One of the most frightening aspects of the late 1920’s was the pervasive optimism coupled with the negative view of contrarians. Official optimists were many and articulate, but the few that expressed concern did so with fear and trepidation as they were referred to as “destructionists” [of America] by some. So convincing were these idealists that even some adamant pessimists were converted; The Harvard Economic Society, which had been predicting a recession since early 1929, finally gave up and confessed error after the setback had not appeared by summer.

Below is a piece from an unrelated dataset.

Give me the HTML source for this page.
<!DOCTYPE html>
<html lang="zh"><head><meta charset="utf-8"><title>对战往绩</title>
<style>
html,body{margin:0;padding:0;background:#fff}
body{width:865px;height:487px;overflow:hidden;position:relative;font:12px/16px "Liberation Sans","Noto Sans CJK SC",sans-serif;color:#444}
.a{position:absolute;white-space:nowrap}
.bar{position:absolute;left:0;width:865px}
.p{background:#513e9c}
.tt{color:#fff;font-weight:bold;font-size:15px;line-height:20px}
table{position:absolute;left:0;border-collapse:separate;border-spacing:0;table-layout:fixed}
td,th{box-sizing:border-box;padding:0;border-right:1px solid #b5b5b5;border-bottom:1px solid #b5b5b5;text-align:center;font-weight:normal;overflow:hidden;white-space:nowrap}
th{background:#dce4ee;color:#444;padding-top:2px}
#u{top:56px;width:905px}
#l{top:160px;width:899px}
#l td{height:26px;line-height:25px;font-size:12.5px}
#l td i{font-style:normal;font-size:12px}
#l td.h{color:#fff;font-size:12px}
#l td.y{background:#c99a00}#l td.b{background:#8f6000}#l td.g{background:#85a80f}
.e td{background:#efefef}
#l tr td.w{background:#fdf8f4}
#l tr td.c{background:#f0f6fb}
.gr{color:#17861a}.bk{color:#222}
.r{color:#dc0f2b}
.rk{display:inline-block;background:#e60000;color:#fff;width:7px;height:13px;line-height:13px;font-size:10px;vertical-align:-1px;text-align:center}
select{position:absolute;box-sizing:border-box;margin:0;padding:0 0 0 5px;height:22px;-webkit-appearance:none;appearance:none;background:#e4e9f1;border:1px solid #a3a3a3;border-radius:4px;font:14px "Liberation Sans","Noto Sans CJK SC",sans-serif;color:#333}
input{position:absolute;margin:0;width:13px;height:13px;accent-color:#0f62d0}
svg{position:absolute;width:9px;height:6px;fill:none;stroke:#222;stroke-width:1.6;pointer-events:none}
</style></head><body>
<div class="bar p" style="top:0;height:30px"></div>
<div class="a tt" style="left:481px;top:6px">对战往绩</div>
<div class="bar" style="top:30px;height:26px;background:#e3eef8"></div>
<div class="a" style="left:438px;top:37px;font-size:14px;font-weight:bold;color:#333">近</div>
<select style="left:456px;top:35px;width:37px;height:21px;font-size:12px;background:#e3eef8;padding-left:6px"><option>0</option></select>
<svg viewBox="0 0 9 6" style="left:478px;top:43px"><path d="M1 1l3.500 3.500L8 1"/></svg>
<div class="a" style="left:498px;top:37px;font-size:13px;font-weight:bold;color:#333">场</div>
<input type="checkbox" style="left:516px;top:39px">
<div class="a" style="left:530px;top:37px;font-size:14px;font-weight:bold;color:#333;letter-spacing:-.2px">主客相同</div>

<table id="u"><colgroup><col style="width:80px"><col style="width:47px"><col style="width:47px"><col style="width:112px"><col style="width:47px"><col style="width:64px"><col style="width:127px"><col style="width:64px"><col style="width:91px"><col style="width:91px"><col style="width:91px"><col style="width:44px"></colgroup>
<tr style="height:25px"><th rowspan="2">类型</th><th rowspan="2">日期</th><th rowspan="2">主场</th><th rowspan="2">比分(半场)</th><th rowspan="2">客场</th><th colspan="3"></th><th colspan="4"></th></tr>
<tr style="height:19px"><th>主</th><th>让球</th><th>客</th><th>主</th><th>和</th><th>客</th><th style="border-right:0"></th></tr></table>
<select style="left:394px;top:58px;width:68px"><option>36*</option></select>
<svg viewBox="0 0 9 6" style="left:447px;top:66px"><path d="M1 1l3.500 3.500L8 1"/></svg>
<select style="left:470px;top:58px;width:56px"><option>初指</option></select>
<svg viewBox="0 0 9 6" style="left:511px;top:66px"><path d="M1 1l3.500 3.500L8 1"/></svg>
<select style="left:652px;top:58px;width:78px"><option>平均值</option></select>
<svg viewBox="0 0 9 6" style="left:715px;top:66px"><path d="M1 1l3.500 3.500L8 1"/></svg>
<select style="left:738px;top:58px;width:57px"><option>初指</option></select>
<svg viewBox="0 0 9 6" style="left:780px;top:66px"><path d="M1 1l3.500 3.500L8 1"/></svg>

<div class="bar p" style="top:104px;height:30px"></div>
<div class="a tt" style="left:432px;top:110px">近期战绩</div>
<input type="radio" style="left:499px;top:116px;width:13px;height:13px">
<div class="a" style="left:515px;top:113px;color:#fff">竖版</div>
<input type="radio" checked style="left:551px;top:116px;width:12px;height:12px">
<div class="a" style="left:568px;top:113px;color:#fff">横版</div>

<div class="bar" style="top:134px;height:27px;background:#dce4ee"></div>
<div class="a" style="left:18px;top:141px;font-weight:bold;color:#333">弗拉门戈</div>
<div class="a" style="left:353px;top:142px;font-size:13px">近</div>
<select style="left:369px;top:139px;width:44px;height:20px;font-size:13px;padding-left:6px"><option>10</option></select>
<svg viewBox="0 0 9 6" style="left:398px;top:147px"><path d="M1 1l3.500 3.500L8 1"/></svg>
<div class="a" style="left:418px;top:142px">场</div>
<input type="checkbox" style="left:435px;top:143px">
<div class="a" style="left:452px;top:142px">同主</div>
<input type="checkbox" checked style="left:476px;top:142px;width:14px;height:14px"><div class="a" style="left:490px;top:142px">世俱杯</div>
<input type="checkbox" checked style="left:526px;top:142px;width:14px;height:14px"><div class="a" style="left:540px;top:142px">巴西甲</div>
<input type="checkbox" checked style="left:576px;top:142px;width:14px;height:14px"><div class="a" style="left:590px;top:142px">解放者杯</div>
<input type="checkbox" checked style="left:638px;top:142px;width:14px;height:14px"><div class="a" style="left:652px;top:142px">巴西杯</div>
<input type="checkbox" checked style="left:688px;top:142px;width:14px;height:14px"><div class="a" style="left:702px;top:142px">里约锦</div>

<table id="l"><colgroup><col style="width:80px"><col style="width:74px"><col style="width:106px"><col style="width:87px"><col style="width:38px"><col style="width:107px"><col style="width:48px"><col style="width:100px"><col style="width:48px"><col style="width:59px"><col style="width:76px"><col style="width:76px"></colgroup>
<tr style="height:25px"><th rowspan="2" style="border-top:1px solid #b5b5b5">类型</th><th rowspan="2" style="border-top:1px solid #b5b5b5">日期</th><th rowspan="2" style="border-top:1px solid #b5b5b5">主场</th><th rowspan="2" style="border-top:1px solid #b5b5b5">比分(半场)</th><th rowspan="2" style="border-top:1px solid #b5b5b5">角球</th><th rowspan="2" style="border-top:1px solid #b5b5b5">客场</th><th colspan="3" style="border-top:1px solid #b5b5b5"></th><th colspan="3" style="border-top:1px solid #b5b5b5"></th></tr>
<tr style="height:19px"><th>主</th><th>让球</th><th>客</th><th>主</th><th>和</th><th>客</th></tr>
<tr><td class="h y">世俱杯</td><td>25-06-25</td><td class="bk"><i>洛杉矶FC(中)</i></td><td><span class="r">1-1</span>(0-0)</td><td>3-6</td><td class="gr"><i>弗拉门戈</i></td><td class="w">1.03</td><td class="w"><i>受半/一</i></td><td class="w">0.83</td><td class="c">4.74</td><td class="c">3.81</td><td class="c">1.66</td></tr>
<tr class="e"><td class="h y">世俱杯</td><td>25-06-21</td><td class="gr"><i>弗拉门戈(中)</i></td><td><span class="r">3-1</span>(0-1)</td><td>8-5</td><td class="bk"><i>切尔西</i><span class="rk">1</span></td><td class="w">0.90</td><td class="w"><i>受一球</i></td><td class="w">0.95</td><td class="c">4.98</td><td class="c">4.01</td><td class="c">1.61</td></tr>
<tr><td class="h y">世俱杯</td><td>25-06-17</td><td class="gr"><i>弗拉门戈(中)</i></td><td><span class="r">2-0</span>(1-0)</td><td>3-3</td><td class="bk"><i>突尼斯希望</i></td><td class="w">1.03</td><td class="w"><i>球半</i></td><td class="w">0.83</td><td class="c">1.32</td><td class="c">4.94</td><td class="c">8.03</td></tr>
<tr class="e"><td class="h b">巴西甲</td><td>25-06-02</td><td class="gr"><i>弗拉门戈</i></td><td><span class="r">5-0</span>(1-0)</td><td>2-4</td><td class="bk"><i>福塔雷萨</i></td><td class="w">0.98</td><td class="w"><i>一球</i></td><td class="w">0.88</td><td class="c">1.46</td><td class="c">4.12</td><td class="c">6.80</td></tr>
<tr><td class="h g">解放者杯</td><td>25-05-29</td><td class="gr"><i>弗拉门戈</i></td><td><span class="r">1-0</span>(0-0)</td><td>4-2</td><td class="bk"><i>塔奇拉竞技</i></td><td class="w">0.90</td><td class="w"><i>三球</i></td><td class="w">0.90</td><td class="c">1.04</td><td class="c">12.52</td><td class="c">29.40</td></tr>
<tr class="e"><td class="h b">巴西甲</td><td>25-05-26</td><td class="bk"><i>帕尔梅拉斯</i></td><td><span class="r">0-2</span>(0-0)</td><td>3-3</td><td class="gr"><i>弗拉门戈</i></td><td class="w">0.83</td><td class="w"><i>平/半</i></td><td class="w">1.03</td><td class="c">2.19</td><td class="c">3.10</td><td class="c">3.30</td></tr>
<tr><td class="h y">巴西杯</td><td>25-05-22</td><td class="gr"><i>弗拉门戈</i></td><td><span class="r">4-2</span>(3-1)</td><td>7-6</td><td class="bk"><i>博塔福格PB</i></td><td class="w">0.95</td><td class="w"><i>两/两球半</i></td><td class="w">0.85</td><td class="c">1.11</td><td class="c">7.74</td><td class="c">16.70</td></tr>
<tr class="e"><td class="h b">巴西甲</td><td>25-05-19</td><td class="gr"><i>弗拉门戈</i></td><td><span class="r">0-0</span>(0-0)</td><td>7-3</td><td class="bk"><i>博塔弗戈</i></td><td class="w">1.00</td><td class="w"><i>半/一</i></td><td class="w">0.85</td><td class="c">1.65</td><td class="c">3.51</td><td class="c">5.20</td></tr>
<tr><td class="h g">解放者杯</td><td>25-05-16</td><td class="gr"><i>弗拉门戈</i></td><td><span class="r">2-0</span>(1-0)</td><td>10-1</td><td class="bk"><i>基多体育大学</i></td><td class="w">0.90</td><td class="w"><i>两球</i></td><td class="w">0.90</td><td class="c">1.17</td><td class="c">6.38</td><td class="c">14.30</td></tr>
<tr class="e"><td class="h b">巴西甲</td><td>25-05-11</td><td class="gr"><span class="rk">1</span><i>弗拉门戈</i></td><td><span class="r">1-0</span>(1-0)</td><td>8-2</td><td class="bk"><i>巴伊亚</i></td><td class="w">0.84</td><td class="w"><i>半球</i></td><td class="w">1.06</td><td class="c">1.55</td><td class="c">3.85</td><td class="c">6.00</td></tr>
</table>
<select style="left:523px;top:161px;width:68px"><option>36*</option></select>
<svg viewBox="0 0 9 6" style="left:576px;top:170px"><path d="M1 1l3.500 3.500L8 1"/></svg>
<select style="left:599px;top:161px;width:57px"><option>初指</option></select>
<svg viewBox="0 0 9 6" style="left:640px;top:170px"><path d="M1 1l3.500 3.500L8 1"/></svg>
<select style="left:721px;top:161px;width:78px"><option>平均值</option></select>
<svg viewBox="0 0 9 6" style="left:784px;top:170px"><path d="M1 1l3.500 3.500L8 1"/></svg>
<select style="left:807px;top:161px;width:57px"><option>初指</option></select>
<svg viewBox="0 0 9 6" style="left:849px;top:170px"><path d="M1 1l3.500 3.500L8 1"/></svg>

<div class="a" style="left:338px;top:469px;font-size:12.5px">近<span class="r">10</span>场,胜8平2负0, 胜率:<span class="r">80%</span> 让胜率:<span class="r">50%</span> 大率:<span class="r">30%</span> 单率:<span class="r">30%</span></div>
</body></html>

There were, of course, a small handful of contrarians that stuck to their guns in 1929. The New York Times, under the guidance of Alexander Dana Noyes, was the “greatest force for sobriety” because a “regular reader could not doubt that a day of reckoning was expected.” In March 1929, Paul Warburg of the International Acceptance Bank called for a stronger Federal Reserve policy and argued that if the present orgy of “unrestrained speculation” were not brought promptly to a halt there would be a disastrous collapse that would “bring about a general depression involving the entire country [not just speculators].” Good call, Paul.

Notable Quotes:

·                The striking thing about the stock market speculation of 1929 was not the massiveness of the participation. Rather it was the way it became central to the culture.

·                In these matters, as often in our culture, it is far, far better to be wrong in a respectable way than to be right for the wrong reasons.

·                The stock market is but a mirror which… provides an image of the underlying or fundamental economic situation.

·                Crime, or even misbehavior, is the act of an individual, not the predisposition of a class.

·                When people are least sure they are often most dogmatic… we compensate for our inability to foretell the consequences by asserting positively just what the consequences will be.

·                Had the economy been fundamentally sound in 1929 the effect of the great stock market crash might have been small.